Ultimately, I would like to take my hat off for Julie Andem and the creators of SKAM, for yet another realistic and emotional rollercoaster-ride. Through season 3, we have seen examples of self-doubt and uncertainty, wrestled with identities related to, but not confined by sexual orientation or status of mental health, and we’ve seen that even though it’s easier than before to be LGBT in Norway, it is still hard; sometimes on a personal level, sometimes due to external reasons. We’ve seen that ignorance often comes from curiosity, and that questions that often are interpreted as offensive, might actually be meant well but worded wrong, and yet again I find myself mentally apologizing to characters who prove me wrong as my judgementality is confronted (I’m sorry Magnus).
This isn’t a blog post about SKAM, but it is a post where SKAM shows us the ambiguity and difficulty of portraying subjective reality while at the same time making it relateable, and where the tropes are seen as more than tropes, but seemingly appear at their most basic level; where they come from, but without being allowed to define the season.
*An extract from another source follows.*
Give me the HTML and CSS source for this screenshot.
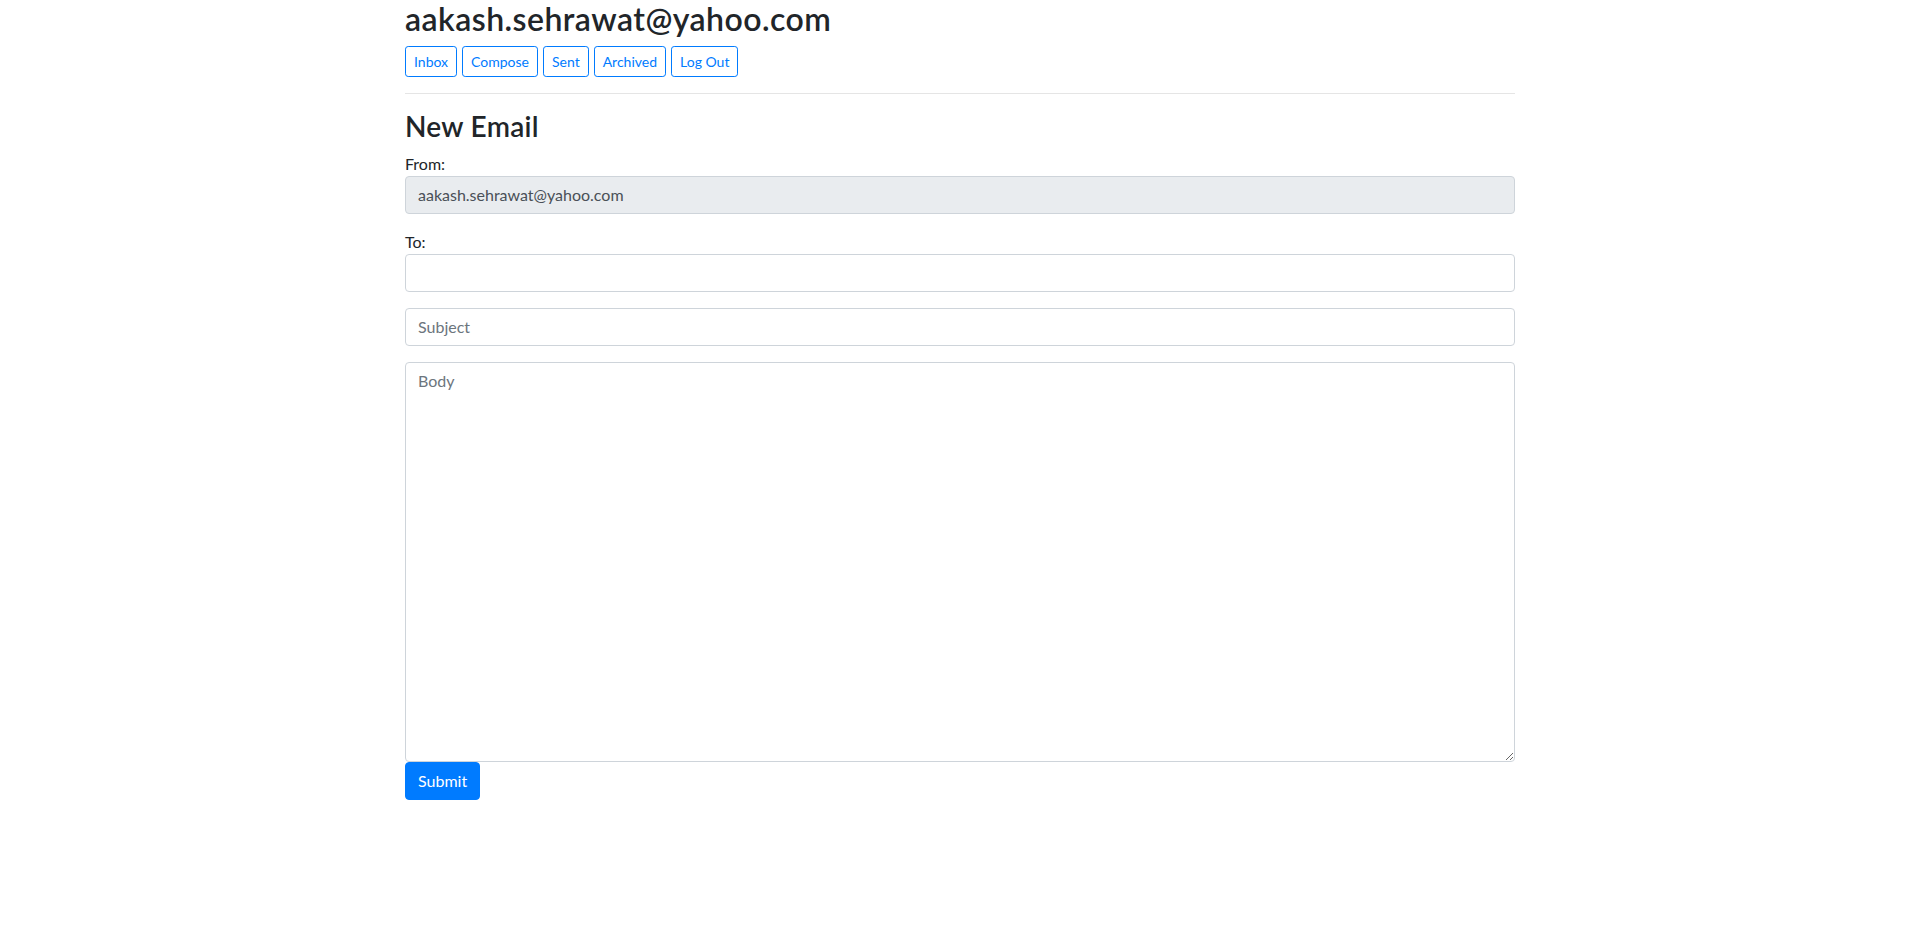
FILE: index.html
```html
<!DOCTYPE html>
<html lang="en">
<head>
<meta charset="utf-8">
<title>Mail</title>
<link rel="stylesheet" href="styles.css">
</head>
<body>
<div class="container">
  <h2 class="user">aakash.sehrawat@yahoo.com</h2>
  <nav class="nav-buttons">
    <button class="btn-sm">Inbox</button>
    <button class="btn-sm">Compose</button>
    <button class="btn-sm">Sent</button>
    <button class="btn-sm">Archived</button>
    <a class="btn-sm" href="#">Log Out</a>
  </nav>
  <hr class="divider">
  <div class="compose-view">
    <h3 class="title">New Email</h3>
    <form class="compose-form">
      <div class="form-group">
        From: <input disabled class="form-control" value="aakash.sehrawat@yahoo.com">
      </div>
      <div class="form-group">
        To: <input class="form-control">
      </div>
      <div class="form-group">
        <input class="form-control" placeholder="Subject">
      </div>
      <textarea class="form-control body-area" placeholder="Body"></textarea>
      <input type="submit" class="btn-primary" value="Submit">
    </form>
  </div>
</div>
</body>
</html>
```

FILE: styles.css
```css
*, *::before, *::after { box-sizing: border-box; }
html, body { margin: 0; }
body {
  font-family: "Lato", "Open Sans", sans-serif;
  font-size: 16px;
  line-height: 1.5;
  color: #212529;
  background: #fff;
}
.container {
  width: 1140px;
  margin: 0 auto;
  padding: 0 15px;
}
.user {
  margin: 0 0 8px;
  font-size: 32px;
  font-weight: 600;
  letter-spacing: 0.45px;
  line-height: 1.2;
}
.nav-buttons {
  display: flex;
  gap: 5px;
}
.btn-sm {
  display: inline-block;
  font-family: inherit;
  font-size: 14px;
  line-height: 1.5;
  padding: 4px 8px;
  border: 1px solid #007bff;
  border-radius: 3.2px;
  background: #fff;
  color: #007bff;
  text-decoration: none;
  cursor: pointer;
}
.divider {
  margin: 16px 0;
  border: 0;
  border-top: 1px solid rgba(0,0,0,.1);
}
.title {
  margin: 0 0 8px;
  font-size: 28px;
  font-weight: 600;
  letter-spacing: 0.3px;
  line-height: 1.2;
}
.compose-form { margin: 0; }
.form-group { margin-bottom: 16px; }
.form-control {
  display: block;
  width: 100%;
  height: 38px;
  padding: 6px 12px;
  font-family: inherit;
  font-size: 16px;
  line-height: 1.5;
  color: #495057;
  background: #fff;
  border: 1px solid #ced4da;
  border-radius: 4px;
  margin: 0;
}
.form-control::placeholder { color: #6c757d; opacity: 1; }
.form-control:disabled { background: #e9ecef; opacity: 1; color: #495057; }
.body-area {
  height: 400px;
  resize: vertical;
}
.btn-primary {
  display: inline-block;
  font-family: inherit;
  font-size: 16px;
  line-height: 1.5;
  padding: 6px 12px;
  border: 1px solid #007bff;
  border-radius: 4px;
  background: #007bff;
  color: #fff;
  margin: 0;
  cursor: pointer;
}
```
The relatively open, yet content ending shows us that ultimately, we have been following two individuals who just happen to have fallen in love, despite the circumstances and context surrounding them, and creating ripples that aren’t necessarily positive, but reaffirm that nothing is one-dimensional. Hopefully, we will see more portrayals like these in the future, and the portrayal of same sex relations will be less tropey and more realistic and diverse.
(I’m lazy, so I haven’t proofread this text since writing it, sorry for any sloppy mistakes. Also, SKAM has been sold to the US, so watch the original version while you can.)